Dripping-Jetting Transition Of Liquid Stream From Plate-Type Micro-Orifice Affected By Wetting And Dewetting

The liquid stream from an orifice typically undergoes a transition process from dripping to jetting under increased pressure. The dripping-jetting (D-J) transition performance from a thin-walled tube or an orifice with a wide diameter has been well studied, where the triple contact line of the stream is pinned on the edge of the orifice and the flow behaviors are analyzed accordingly with a precondition of the fixed contact line. The D-J transition of the liquid stream from plate-type micro-orifices was investigated in our study of droplet generation for extreme ultraviolet source and wafer cleaning.

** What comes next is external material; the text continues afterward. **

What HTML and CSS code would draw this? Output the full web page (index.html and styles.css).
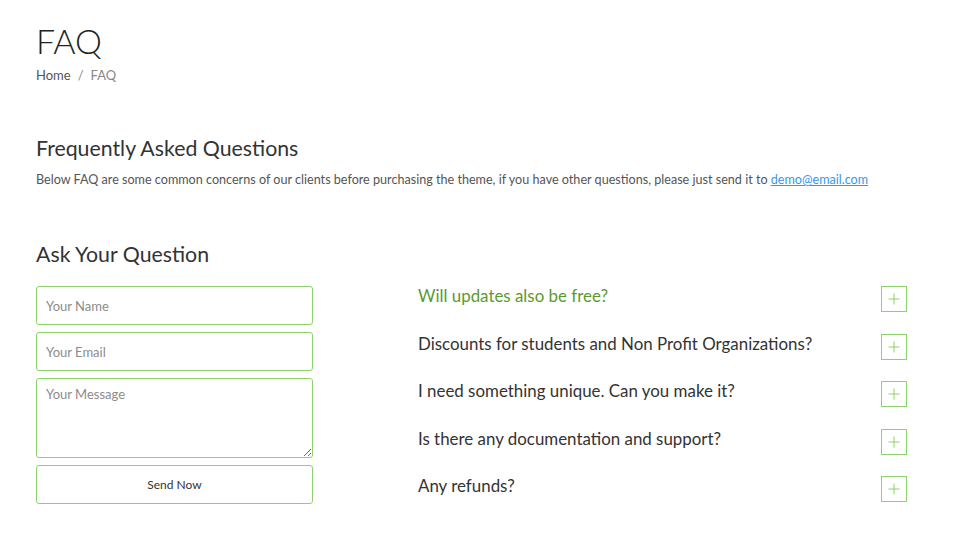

The triple contact line of the stream keeps moving as pressure changes as a result of the liquid wetting and dewetting around the micro-orifice. The transition from dripping to jetting involves three processes: wetting to generate pendant droplet and dripping, jetting from pendant droplet, and pendant droplet dewetting to form jetting directly. The aforementioned performance is different from boundary-pinned conditions. To reveal the transition characteristic, critical pressure causing the D-J transition under different wetting conditions was determined. The process of wetting to generate pendant droplet and dripping, and the effects of the contact angle and the pressure difference were formulated. Analysis of the mechanism causing jetting from the pendant droplet was implemented by combining a model formulating the jet ejecting outside the droplet and numerical simulation of the stream inside the pendant droplet. Finally, the normalized model was built to illustrate the critical pressure of D-J transition concerning the triple contact line diameter.